Short exercise → Each line containing the word "React" must be collected.

Records shown →
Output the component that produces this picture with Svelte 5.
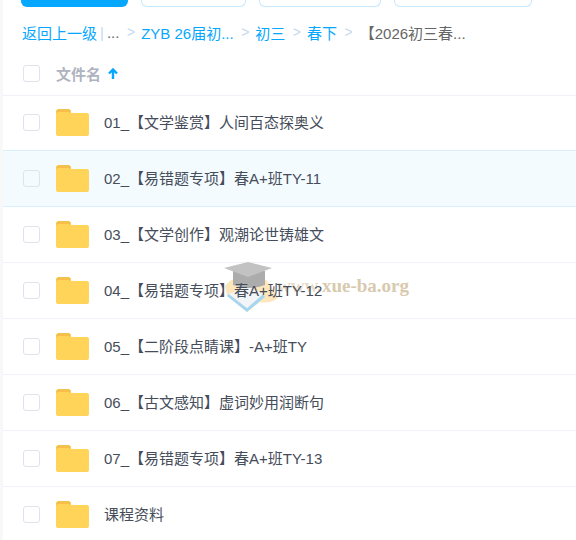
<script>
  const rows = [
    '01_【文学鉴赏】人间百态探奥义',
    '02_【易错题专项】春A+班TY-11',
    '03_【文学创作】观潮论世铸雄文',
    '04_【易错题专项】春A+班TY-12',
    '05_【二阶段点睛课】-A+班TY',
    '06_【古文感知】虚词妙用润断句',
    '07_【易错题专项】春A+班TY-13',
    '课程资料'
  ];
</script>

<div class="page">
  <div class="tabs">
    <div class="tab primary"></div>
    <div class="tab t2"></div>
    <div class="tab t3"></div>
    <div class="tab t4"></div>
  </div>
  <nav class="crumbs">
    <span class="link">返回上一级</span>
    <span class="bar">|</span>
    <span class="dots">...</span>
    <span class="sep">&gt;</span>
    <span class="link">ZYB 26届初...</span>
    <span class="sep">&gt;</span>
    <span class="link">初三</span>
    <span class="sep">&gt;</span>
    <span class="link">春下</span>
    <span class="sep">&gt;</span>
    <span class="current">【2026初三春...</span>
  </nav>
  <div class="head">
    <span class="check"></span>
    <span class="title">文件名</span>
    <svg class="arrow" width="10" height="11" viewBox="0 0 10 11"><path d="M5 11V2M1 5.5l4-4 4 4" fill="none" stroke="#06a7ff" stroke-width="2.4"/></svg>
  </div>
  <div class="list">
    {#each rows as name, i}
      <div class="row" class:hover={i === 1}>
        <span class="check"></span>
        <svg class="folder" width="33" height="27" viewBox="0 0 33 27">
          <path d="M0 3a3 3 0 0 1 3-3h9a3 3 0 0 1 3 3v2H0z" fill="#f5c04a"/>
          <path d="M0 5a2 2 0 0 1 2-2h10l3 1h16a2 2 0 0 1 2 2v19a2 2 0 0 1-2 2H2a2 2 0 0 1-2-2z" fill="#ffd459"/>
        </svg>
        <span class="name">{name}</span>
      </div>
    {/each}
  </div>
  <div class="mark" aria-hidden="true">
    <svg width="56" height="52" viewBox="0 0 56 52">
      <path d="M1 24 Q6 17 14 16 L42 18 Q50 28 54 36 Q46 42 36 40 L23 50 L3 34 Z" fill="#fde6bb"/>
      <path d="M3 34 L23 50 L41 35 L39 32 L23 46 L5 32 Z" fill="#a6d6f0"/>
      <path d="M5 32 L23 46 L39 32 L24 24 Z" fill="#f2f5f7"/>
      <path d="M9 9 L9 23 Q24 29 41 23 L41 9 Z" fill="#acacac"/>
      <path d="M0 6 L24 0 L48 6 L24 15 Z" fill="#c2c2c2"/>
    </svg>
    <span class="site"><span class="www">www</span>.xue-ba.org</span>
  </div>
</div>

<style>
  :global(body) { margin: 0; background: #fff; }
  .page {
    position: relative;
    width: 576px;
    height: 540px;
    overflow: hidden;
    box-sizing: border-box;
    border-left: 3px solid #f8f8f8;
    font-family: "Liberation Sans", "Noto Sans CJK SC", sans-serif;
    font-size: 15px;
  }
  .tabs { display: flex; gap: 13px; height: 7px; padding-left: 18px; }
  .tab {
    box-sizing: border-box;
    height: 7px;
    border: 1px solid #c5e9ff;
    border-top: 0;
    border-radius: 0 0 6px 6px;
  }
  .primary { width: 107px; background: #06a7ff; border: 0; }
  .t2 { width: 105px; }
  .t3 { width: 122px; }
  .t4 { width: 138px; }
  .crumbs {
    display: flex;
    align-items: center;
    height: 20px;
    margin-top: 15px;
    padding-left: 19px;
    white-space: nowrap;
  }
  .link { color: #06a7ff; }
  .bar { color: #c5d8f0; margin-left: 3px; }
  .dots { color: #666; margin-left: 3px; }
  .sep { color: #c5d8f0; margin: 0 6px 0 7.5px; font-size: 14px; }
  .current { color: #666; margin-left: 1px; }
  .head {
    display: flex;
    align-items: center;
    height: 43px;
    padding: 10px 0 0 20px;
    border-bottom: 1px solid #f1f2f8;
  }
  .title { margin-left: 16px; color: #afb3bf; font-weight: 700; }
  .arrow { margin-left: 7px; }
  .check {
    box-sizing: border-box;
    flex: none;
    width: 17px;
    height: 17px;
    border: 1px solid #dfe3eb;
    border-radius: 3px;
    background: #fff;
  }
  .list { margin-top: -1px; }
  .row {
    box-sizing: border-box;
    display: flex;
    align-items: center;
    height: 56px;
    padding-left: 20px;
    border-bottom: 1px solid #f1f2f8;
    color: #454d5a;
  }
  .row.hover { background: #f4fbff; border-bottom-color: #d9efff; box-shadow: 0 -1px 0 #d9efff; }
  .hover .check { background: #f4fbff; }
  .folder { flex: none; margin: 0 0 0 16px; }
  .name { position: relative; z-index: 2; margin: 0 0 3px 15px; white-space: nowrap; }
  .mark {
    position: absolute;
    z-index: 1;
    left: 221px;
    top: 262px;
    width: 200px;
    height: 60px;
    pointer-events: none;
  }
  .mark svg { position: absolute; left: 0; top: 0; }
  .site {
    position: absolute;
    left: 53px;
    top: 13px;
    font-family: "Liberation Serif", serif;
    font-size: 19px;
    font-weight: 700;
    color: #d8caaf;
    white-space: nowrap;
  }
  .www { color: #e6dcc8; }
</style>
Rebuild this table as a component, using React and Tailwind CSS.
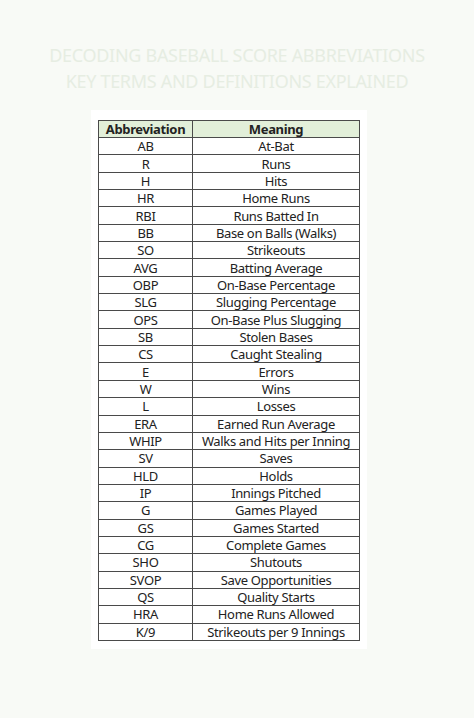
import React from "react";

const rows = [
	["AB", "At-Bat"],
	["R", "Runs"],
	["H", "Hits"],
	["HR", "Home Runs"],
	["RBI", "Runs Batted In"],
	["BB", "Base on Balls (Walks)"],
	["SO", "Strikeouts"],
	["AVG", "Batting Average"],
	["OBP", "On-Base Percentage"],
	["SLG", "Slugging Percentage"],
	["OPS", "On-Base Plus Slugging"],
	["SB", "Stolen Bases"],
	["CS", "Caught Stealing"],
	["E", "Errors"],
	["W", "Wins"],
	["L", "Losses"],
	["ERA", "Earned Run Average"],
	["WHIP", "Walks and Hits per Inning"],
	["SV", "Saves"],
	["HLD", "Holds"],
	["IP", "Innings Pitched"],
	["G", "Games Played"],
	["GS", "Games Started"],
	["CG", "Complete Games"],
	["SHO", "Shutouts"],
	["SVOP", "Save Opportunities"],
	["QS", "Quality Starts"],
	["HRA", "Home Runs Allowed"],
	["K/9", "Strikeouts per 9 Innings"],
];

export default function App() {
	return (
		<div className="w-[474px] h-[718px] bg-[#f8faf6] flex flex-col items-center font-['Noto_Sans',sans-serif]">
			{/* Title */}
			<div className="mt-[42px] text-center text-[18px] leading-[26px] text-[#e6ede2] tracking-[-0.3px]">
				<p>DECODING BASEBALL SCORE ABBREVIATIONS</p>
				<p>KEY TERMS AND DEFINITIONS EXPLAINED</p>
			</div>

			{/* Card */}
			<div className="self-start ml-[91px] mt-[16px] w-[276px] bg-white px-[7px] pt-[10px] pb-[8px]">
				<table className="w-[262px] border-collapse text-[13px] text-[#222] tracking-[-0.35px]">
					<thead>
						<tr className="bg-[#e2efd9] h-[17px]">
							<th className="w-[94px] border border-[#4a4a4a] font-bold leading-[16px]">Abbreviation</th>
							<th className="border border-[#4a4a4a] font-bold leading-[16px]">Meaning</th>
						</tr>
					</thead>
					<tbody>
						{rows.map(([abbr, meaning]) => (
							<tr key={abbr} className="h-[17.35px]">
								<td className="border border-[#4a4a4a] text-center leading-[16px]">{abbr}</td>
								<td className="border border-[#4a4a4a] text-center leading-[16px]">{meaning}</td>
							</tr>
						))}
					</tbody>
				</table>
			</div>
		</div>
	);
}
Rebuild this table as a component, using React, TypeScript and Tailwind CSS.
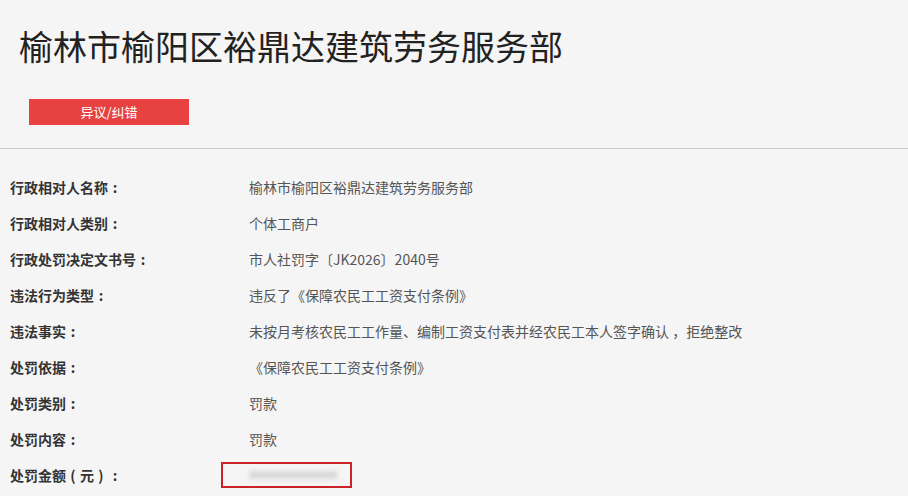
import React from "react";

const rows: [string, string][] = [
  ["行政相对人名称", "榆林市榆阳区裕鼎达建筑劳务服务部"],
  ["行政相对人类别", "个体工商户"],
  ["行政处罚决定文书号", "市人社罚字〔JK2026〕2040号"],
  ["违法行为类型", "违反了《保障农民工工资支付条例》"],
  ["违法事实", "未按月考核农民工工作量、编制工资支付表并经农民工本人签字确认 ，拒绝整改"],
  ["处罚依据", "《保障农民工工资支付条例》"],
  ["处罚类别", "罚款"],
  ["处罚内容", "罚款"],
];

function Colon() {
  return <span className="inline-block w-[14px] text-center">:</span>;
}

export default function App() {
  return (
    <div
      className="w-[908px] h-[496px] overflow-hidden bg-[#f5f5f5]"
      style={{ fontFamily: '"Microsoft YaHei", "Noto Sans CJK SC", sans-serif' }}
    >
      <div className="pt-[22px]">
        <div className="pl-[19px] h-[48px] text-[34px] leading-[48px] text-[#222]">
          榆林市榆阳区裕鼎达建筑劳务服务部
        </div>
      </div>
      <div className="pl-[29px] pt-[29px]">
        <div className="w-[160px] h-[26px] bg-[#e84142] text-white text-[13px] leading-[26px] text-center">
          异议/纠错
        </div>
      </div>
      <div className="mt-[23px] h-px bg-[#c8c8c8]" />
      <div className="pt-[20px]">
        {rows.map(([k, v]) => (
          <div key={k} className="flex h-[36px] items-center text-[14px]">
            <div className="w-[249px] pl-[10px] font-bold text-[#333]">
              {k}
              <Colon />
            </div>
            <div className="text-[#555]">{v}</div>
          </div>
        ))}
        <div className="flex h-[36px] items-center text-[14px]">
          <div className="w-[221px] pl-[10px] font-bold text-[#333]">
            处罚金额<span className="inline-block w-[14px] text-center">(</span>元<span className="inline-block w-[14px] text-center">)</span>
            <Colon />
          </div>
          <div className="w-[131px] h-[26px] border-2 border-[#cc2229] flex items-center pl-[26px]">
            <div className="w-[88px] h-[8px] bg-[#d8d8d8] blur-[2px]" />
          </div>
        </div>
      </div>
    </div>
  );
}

Full output →
Rebuild this table as a component, using React and Tailwind CSS.
import React from "react";
Rebuild this table as a component, using React, TypeScript and Tailwind CSS.
import React from "react";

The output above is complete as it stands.